— start of STORED DATA —

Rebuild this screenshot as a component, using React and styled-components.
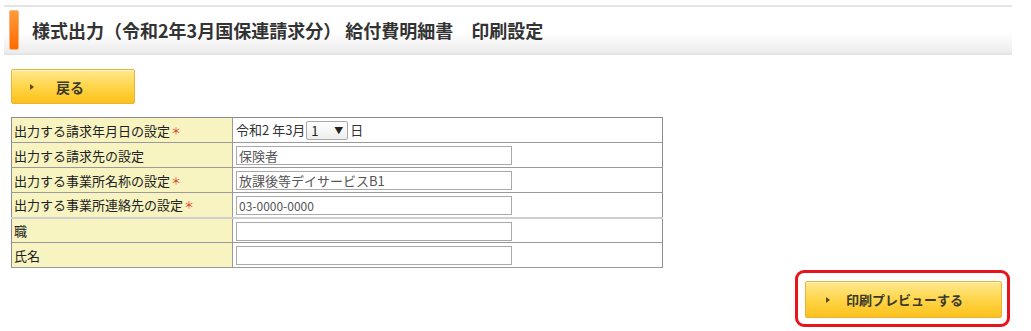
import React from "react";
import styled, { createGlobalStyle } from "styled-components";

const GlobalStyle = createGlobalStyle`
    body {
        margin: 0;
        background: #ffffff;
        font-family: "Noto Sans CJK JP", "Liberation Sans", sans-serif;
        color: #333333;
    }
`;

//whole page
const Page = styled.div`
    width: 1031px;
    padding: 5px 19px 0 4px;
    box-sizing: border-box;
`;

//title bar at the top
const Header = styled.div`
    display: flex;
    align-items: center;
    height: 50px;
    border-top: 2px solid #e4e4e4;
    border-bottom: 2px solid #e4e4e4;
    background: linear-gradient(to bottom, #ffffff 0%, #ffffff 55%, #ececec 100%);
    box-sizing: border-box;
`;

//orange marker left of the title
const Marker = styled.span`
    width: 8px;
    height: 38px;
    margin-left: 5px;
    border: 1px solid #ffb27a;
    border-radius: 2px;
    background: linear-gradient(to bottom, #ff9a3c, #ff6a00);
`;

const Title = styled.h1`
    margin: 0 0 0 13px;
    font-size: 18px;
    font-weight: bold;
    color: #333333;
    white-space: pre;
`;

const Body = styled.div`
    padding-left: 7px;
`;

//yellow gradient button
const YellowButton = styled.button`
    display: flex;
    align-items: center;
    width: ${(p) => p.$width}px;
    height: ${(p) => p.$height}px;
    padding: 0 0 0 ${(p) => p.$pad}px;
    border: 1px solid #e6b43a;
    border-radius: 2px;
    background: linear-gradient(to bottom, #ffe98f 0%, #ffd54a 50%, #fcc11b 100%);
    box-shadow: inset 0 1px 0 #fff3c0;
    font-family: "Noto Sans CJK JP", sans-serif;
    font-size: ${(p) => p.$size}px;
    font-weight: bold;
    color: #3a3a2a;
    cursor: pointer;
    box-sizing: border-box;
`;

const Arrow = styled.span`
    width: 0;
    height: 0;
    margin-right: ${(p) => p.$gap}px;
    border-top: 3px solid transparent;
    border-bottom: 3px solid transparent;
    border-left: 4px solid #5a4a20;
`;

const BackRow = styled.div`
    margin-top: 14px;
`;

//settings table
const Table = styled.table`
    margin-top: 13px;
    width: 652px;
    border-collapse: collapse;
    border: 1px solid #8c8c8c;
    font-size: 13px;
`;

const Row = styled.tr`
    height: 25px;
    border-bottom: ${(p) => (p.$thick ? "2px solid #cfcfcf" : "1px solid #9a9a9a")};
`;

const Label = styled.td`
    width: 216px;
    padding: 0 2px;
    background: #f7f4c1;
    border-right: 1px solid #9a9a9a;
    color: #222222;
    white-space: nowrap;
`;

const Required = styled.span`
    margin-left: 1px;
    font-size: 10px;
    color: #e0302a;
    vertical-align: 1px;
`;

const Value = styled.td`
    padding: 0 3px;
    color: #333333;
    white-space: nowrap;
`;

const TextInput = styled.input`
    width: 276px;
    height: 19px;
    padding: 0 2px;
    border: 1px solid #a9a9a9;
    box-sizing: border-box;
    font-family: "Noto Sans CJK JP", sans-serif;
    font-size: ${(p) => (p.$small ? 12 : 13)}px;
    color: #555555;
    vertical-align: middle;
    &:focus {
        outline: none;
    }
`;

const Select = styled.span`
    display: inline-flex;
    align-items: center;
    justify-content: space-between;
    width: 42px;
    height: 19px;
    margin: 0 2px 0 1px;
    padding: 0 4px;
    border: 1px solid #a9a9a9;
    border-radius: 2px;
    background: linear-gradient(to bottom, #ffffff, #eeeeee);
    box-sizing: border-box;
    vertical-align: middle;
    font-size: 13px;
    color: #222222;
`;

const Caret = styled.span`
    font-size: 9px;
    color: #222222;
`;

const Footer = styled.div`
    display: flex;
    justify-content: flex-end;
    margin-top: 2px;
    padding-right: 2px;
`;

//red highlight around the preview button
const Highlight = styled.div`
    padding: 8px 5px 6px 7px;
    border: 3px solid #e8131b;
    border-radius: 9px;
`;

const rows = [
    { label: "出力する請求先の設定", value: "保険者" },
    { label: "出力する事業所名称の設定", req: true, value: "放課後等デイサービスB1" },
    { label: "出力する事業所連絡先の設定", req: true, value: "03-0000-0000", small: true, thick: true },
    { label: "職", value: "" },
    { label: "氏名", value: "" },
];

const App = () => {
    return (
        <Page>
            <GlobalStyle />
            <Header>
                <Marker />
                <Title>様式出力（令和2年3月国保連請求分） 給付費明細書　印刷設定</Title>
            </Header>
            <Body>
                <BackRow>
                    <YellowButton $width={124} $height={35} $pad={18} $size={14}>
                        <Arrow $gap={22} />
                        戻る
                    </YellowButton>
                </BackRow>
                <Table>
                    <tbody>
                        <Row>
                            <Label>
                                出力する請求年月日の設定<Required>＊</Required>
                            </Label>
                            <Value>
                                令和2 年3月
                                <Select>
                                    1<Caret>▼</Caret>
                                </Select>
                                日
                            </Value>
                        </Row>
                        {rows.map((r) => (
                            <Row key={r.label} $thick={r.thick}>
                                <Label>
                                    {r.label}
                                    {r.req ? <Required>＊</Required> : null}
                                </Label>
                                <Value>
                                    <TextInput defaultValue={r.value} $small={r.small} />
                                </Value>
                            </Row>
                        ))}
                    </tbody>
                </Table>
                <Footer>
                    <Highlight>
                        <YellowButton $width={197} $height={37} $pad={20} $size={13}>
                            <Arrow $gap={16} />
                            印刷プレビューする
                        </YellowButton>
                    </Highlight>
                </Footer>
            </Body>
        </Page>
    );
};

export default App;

— end of STORED DATA —

*TASK DETAILS*
Every line of text is to be repeated exactly; pictures are left out.

*TASK RESPONSE*
Rebuild this screenshot as a component, using React and styled-components.
import React from "react";
import styled, { createGlobalStyle } from "styled-components";

const GlobalStyle = createGlobalStyle`
    body {
        margin: 0;
        background: #ffffff;
        font-family: "Noto Sans CJK JP", "Liberation Sans", sans-serif;
        color: #333333;
    }
`;

//whole page
const Page = styled.div`
    width: 1031px;
    padding: 5px 19px 0 4px;
    box-sizing: border-box;
`;

//title bar at the top
const Header = styled.div`
    display: flex;
    align-items: center;
    height: 50px;
    border-top: 2px solid #e4e4e4;
    border-bottom: 2px solid #e4e4e4;
    background: linear-gradient(to bottom, #ffffff 0%, #ffffff 55%, #ececec 100%);
    box-sizing: border-box;
`;

//orange marker left of the title
const Marker = styled.span`
    width: 8px;
    height: 38px;
    margin-left: 5px;
    border: 1px solid #ffb27a;
    border-radius: 2px;
    background: linear-gradient(to bottom, #ff9a3c, #ff6a00);
`;

const Title = styled.h1`
    margin: 0 0 0 13px;
    font-size: 18px;
    font-weight: bold;
    color: #333333;
    white-space: pre;
`;

const Body = styled.div`
    padding-left: 7px;
`;

//yellow gradient button
const YellowButton = styled.button`
    display: flex;
    align-items: center;
    width: ${(p) => p.$width}px;
    height: ${(p) => p.$height}px;
    padding: 0 0 0 ${(p) => p.$pad}px;
    border: 1px solid #e6b43a;
    border-radius: 2px;
    background: linear-gradient(to bottom, #ffe98f 0%, #ffd54a 50%, #fcc11b 100%);
    box-shadow: inset 0 1px 0 #fff3c0;
    font-family: "Noto Sans CJK JP", sans-serif;
    font-size: ${(p) => p.$size}px;
    font-weight: bold;
    color: #3a3a2a;
    cursor: pointer;
    box-sizing: border-box;
`;

const Arrow = styled.span`
    width: 0;
    height: 0;
    margin-right: ${(p) => p.$gap}px;
    border-top: 3px solid transparent;
    border-bottom: 3px solid transparent;
    border-left: 4px solid #5a4a20;
`;

const BackRow = styled.div`
    margin-top: 14px;
`;

//settings table
const Table = styled.table`
    margin-top: 13px;
    width: 652px;
    border-collapse: collapse;
    border: 1px solid #8c8c8c;
    font-size: 13px;
`;

const Row = styled.tr`
    height: 25px;
    border-bottom: ${(p) => (p.$thick ? "2px solid #cfcfcf" : "1px solid #9a9a9a")};
`;

const Label = styled.td`
    width: 216px;
    padding: 0 2px;
    background: #f7f4c1;
    border-right: 1px solid #9a9a9a;
    color: #222222;
    white-space: nowrap;
`;

const Required = styled.span`
    margin-left: 1px;
    font-size: 10px;
    color: #e0302a;
    vertical-align: 1px;
`;

const Value = styled.td`
    padding: 0 3px;
    color: #333333;
    white-space: nowrap;
`;

const TextInput = styled.input`
    width: 276px;
    height: 19px;
    padding: 0 2px;
    border: 1px solid #a9a9a9;
    box-sizing: border-box;
    font-family: "Noto Sans CJK JP", sans-serif;
    font-size: ${(p) => (p.$small ? 12 : 13)}px;
    color: #555555;
    vertical-align: middle;
    &:focus {
        outline: none;
    }
`;

const Select = styled.span`
    display: inline-flex;
    align-items: center;
    justify-content: space-between;
    width: 42px;
    height: 19px;
    margin: 0 2px 0 1px;
    padding: 0 4px;
    border: 1px solid #a9a9a9;
    border-radius: 2px;
    background: linear-gradient(to bottom, #ffffff, #eeeeee);
    box-sizing: border-box;
    vertical-align: middle;
    font-size: 13px;
    color: #222222;
`;

const Caret = styled.span`
    font-size: 9px;
    color: #222222;
`;

const Footer = styled.div`
    display: flex;
    justify-content: flex-end;
    margin-top: 2px;
    padding-right: 2px;
`;

//red highlight around the preview button
const Highlight = styled.div`
    padding: 8px 5px 6px 7px;
    border: 3px solid #e8131b;
    border-radius: 9px;
`;

const rows = [
    { label: "出力する請求先の設定", value: "保険者" },
    { label: "出力する事業所名称の設定", req: true, value: "放課後等デイサービスB1" },
    { label: "出力する事業所連絡先の設定", req: true, value: "03-0000-0000", small: true, thick: true },
    { label: "職", value: "" },
    { label: "氏名", value: "" },
];

const App = () => {
    return (
        <Page>
            <GlobalStyle />
            <Header>
                <Marker />
                <Title>様式出力（令和2年3月国保連請求分） 給付費明細書　印刷設定</Title>
            </Header>
            <Body>
                <BackRow>
                    <YellowButton $width={124} $height={35} $pad={18} $size={14}>
                        <Arrow $gap={22} />
                        戻る
                    </YellowButton>
                </BackRow>
                <Table>
                    <tbody>
                        <Row>
                            <Label>
                                出力する請求年月日の設定<Required>＊</Required>
                            </Label>
                            <Value>
                                令和2 年3月
                                <Select>
                                    1<Caret>▼</Caret>
                                </Select>
                                日
                            </Value>
                        </Row>
                        {rows.map((r) => (
                            <Row key={r.label} $thick={r.thick}>
                                <Label>
                                    {r.label}
                                    {r.req ? <Required>＊</Required> : null}
                                </Label>
                                <Value>
                                    <TextInput defaultValue={r.value} $small={r.small} />
                                </Value>
                            </Row>
                        ))}
                    </tbody>
                </Table>
                <Footer>
                    <Highlight>
                        <YellowButton $width={197} $height={37} $pad={20} $size={13}>
                            <Arrow $gap={16} />
                            印刷プレビューする
                        </YellowButton>
                    </Highlight>
                </Footer>
            </Body>
        </Page>
    );
};

export default App;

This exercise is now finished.